#### [Aim of the exercise]
All the data should be repeated exactly. Any image in it is left out.

· · · · · · ·

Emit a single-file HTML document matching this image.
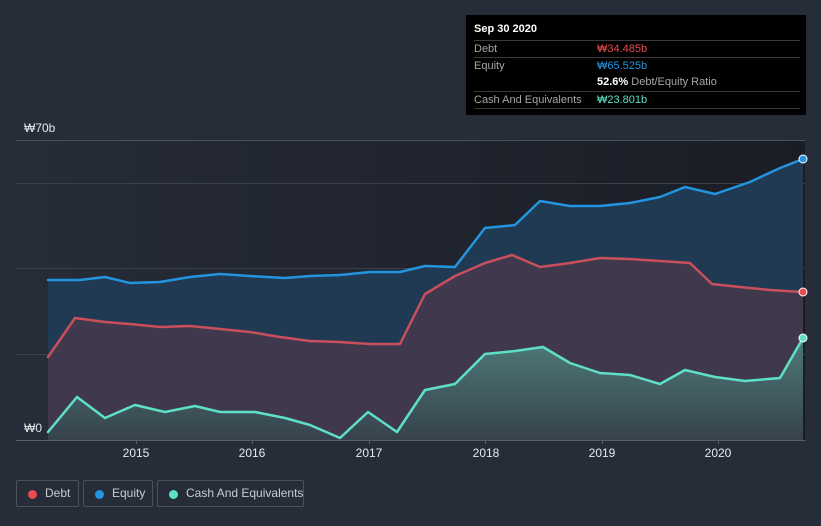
<!DOCTYPE html>
<html><head><meta charset="utf-8"><style>
html,body{margin:0;padding:0;background:#262d39;}
body{width:821px;height:526px;overflow:hidden;position:relative;font-family:"Liberation Sans",sans-serif;}
.tip{position:absolute;left:466px;top:15px;width:340px;height:100px;background:#000;color:#fff;font-size:11px;}
.tip .r{position:absolute;left:8px;right:6px;border-top:1px solid #3a3a3a;height:17px;line-height:17px;}
.tip .l{color:#a6a6a6;position:absolute;left:0}
.tip .v{position:absolute;left:123px;white-space:nowrap}
.lg{position:absolute;top:480px;border:1px solid #4a505c;border-radius:2px;color:#c8ccd2;font-size:12px;line-height:25px;box-sizing:border-box;height:27px;white-space:nowrap}
.lg i{position:absolute;left:11px;top:9px;width:9px;height:9px;border-radius:50%}
.lg span{position:absolute;left:28px}
</style></head><body>
<svg width="821" height="526" style="position:absolute;left:0;top:0">
<defs>
<linearGradient id="bg" x1="0" y1="0" x2="1" y2="0"><stop offset="0" stop-color="#262c38"/><stop offset="1" stop-color="#1a1d25"/></linearGradient>
<linearGradient id="cg" x1="0" y1="0" x2="0" y2="1"><stop offset="0" stop-color="#4f7a78"/><stop offset="1" stop-color="#36424c"/></linearGradient>
</defs>
<rect x="16" y="140" width="789" height="300" fill="url(#bg)"/>
<g stroke="#3a404b" stroke-width="1">
<line x1="16" y1="140.5" x2="805" y2="140.5" stroke="#4a505a"/>
<line x1="16" y1="183.5" x2="805" y2="183.5"/>
<line x1="16" y1="268.5" x2="805" y2="268.5"/>
<line x1="16" y1="354.5" x2="805" y2="354.5"/>
</g>
<polygon fill="#1f3a52" points="48,280 80,280 105,277 130,283 160,282 190,277 220,274 250,276 285,278 310,276 340,275 370,272 400,272 425,266 455,267 485,228 515,225 540,201 570,206 600,206 630,203 660,197 685,187 715,194 750,182 780,168 803,159 803,440 48,440"/>
<polygon fill="#40394d" points="48,357 75,318 105,322 130,324 160,327 190,326 220,329 250,332 280,337 310,341 340,342 370,344 400,344 425,294 455,276 485,263 512,255 540,267 570,263 600,258 630,259 660,261 690,263 712,284 740,287 770,290 803,292 803,440 48,440"/>
<polygon fill="url(#cg)" points="48,432 77,397 105,418 135,405 165,412 195,406 220,412 255,412 285,418 310,425 340,438 368,412 397,432 425,390 455,384 485,354 515,351 543,347 570,363 600,373 630,375 660,384 685,370 715,377 745,381 780,378 803,338 803,440 48,440"/>
<g fill="none" stroke-width="2.5" stroke-linejoin="round" stroke-linecap="round">
<polyline stroke="#2394df" points="48,280 80,280 105,277 130,283 160,282 190,277 220,274 250,276 285,278 310,276 340,275 370,272 400,272 425,266 455,267 485,228 515,225 540,201 570,206 600,206 630,203 660,197 685,187 715,194 750,182 780,168 803,159"/>
<polyline stroke="#c94f5c" points="48,357 75,318 105,322 130,324 160,327 190,326 220,329 250,332 280,337 310,341 340,342 370,344 400,344 425,294 455,276 485,263 512,255 540,267 570,263 600,258 630,259 660,261 690,263 712,284 740,287 770,290 803,292"/>
<polyline stroke="#5ee0c6" points="48,432 77,397 105,418 135,405 165,412 195,406 220,412 255,412 285,418 310,425 340,438 368,412 397,432 425,390 455,384 485,354 515,351 543,347 570,363 600,373 630,375 660,384 685,370 715,377 745,381 780,378 803,338"/>
</g>
<circle cx="803" cy="159" r="4" fill="#2394df" stroke="#fff" stroke-width="1"/>
<circle cx="803" cy="292" r="4" fill="#e84b50" stroke="#fff" stroke-width="1"/>
<circle cx="803" cy="338" r="4" fill="#5ee0c6" stroke="#fff" stroke-width="1"/>
<line x1="16" y1="440.5" x2="805" y2="440.5" stroke="#5a606a"/>
<g stroke="#5a606a"><line x1="136.5" y1="440" x2="136.5" y2="444"/><line x1="252.5" y1="440" x2="252.5" y2="444"/><line x1="369.5" y1="440" x2="369.5" y2="444"/><line x1="485.5" y1="440" x2="485.5" y2="444"/><line x1="602.5" y1="440" x2="602.5" y2="444"/><line x1="718.5" y1="440" x2="718.5" y2="444"/></g>
<g fill="#e6e8eb" font-size="12" font-family="Liberation Sans,sans-serif" text-anchor="middle">
<text x="136" y="457">2015</text><text x="252" y="457">2016</text><text x="369" y="457">2017</text><text x="486" y="457">2018</text><text x="602" y="457">2019</text><text x="718" y="457">2020</text>
</g>
<text x="24" y="132" fill="#e6e8eb" font-size="12">₩70b</text>
<text x="24" y="432" fill="#e6e8eb" font-size="12">₩0</text>
</svg>
<div class="tip">
<div style="position:absolute;left:8px;top:8px;font-weight:bold">Sep 30 2020</div>
<div class="r" style="top:25px"><span class="l">Debt</span><span class="v" style="color:#e84b50">₩34.485b</span></div>
<div class="r" style="top:42px"><span class="l">Equity</span><span class="v" style="color:#2394df">₩65.525b</span></div>
<div class="r" style="top:59px;border-top:none"><span class="v"><b>52.6%</b> <span style="color:#a6a6a6">Debt/Equity Ratio</span></span></div>
<div class="r" style="top:76px"><span class="l">Cash And Equivalents</span><span class="v" style="color:#5ee0c6">₩23.801b</span></div>
<div class="r" style="top:93px;height:0"></div>
</div>
<div class="lg" style="left:16px;width:63px"><i style="background:#e84b50"></i><span>Debt</span></div>
<div class="lg" style="left:83px;width:70px"><i style="background:#2394df"></i><span>Equity</span></div>
<div class="lg" style="left:157px;width:147px"><i style="background:#5ee0c6"></i><span>Cash And Equivalents</span></div>
</body></html>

· · · · · · ·

#### [Output for this task]
Emit a single-file HTML document matching this image.
<!DOCTYPE html>
<html><head><meta charset="utf-8"><style>
html,body{margin:0;padding:0;background:#262d39;}
body{width:821px;height:526px;overflow:hidden;position:relative;font-family:"Liberation Sans",sans-serif;}
.tip{position:absolute;left:466px;top:15px;width:340px;height:100px;background:#000;color:#fff;font-size:11px;}
.tip .r{position:absolute;left:8px;right:6px;border-top:1px solid #3a3a3a;height:17px;line-height:17px;}
.tip .l{color:#a6a6a6;position:absolute;left:0}
.tip .v{position:absolute;left:123px;white-space:nowrap}
.lg{position:absolute;top:480px;border:1px solid #4a505c;border-radius:2px;color:#c8ccd2;font-size:12px;line-height:25px;box-sizing:border-box;height:27px;white-space:nowrap}
.lg i{position:absolute;left:11px;top:9px;width:9px;height:9px;border-radius:50%}
.lg span{position:absolute;left:28px}
</style></head><body>
<svg width="821" height="526" style="position:absolute;left:0;top:0">
<defs>
<linearGradient id="bg" x1="0" y1="0" x2="1" y2="0"><stop offset="0" stop-color="#262c38"/><stop offset="1" stop-color="#1a1d25"/></linearGradient>
<linearGradient id="cg" x1="0" y1="0" x2="0" y2="1"><stop offset="0" stop-color="#4f7a78"/><stop offset="1" stop-color="#36424c"/></linearGradient>
</defs>
<rect x="16" y="140" width="789" height="300" fill="url(#bg)"/>
<g stroke="#3a404b" stroke-width="1">
<line x1="16" y1="140.5" x2="805" y2="140.5" stroke="#4a505a"/>
<line x1="16" y1="183.5" x2="805" y2="183.5"/>
<line x1="16" y1="268.5" x2="805" y2="268.5"/>
<line x1="16" y1="354.5" x2="805" y2="354.5"/>
</g>
<polygon fill="#1f3a52" points="48,280 80,280 105,277 130,283 160,282 190,277 220,274 250,276 285,278 310,276 340,275 370,272 400,272 425,266 455,267 485,228 515,225 540,201 570,206 600,206 630,203 660,197 685,187 715,194 750,182 780,168 803,159 803,440 48,440"/>
<polygon fill="#40394d" points="48,357 75,318 105,322 130,324 160,327 190,326 220,329 250,332 280,337 310,341 340,342 370,344 400,344 425,294 455,276 485,263 512,255 540,267 570,263 600,258 630,259 660,261 690,263 712,284 740,287 770,290 803,292 803,440 48,440"/>
<polygon fill="url(#cg)" points="48,432 77,397 105,418 135,405 165,412 195,406 220,412 255,412 285,418 310,425 340,438 368,412 397,432 425,390 455,384 485,354 515,351 543,347 570,363 600,373 630,375 660,384 685,370 715,377 745,381 780,378 803,338 803,440 48,440"/>
<g fill="none" stroke-width="2.5" stroke-linejoin="round" stroke-linecap="round">
<polyline stroke="#2394df" points="48,280 80,280 105,277 130,283 160,282 190,277 220,274 250,276 285,278 310,276 340,275 370,272 400,272 425,266 455,267 485,228 515,225 540,201 570,206 600,206 630,203 660,197 685,187 715,194 750,182 780,168 803,159"/>
<polyline stroke="#c94f5c" points="48,357 75,318 105,322 130,324 160,327 190,326 220,329 250,332 280,337 310,341 340,342 370,344 400,344 425,294 455,276 485,263 512,255 540,267 570,263 600,258 630,259 660,261 690,263 712,284 740,287 770,290 803,292"/>
<polyline stroke="#5ee0c6" points="48,432 77,397 105,418 135,405 165,412 195,406 220,412 255,412 285,418 310,425 340,438 368,412 397,432 425,390 455,384 485,354 515,351 543,347 570,363 600,373 630,375 660,384 685,370 715,377 745,381 780,378 803,338"/>
</g>
<circle cx="803" cy="159" r="4" fill="#2394df" stroke="#fff" stroke-width="1"/>
<circle cx="803" cy="292" r="4" fill="#e84b50" stroke="#fff" stroke-width="1"/>
<circle cx="803" cy="338" r="4" fill="#5ee0c6" stroke="#fff" stroke-width="1"/>
<line x1="16" y1="440.5" x2="805" y2="440.5" stroke="#5a606a"/>
<g stroke="#5a606a"><line x1="136.5" y1="440" x2="136.5" y2="444"/><line x1="252.5" y1="440" x2="252.5" y2="444"/><line x1="369.5" y1="440" x2="369.5" y2="444"/><line x1="485.5" y1="440" x2="485.5" y2="444"/><line x1="602.5" y1="440" x2="602.5" y2="444"/><line x1="718.5" y1="440" x2="718.5" y2="444"/></g>
<g fill="#e6e8eb" font-size="12" font-family="Liberation Sans,sans-serif" text-anchor="middle">
<text x="136" y="457">2015</text><text x="252" y="457">2016</text><text x="369" y="457">2017</text><text x="486" y="457">2018</text><text x="602" y="457">2019</text><text x="718" y="457">2020</text>
</g>
<text x="24" y="132" fill="#e6e8eb" font-size="12">₩70b</text>
<text x="24" y="432" fill="#e6e8eb" font-size="12">₩0</text>
</svg>
<div class="tip">
<div style="position:absolute;left:8px;top:8px;font-weight:bold">Sep 30 2020</div>
<div class="r" style="top:25px"><span class="l">Debt</span><span class="v" style="color:#e84b50">₩34.485b</span></div>
<div class="r" style="top:42px"><span class="l">Equity</span><span class="v" style="color:#2394df">₩65.525b</span></div>
<div class="r" style="top:59px;border-top:none"><span class="v"><b>52.6%</b> <span style="color:#a6a6a6">Debt/Equity Ratio</span></span></div>
<div class="r" style="top:76px"><span class="l">Cash And Equivalents</span><span class="v" style="color:#5ee0c6">₩23.801b</span></div>
<div class="r" style="top:93px;height:0"></div>
</div>
<div class="lg" style="left:16px;width:63px"><i style="background:#e84b50"></i><span>Debt</span></div>
<div class="lg" style="left:83px;width:70px"><i style="background:#2394df"></i><span>Equity</span></div>
<div class="lg" style="left:157px;width:147px"><i style="background:#5ee0c6"></i><span>Cash And Equivalents</span></div>
</body></html>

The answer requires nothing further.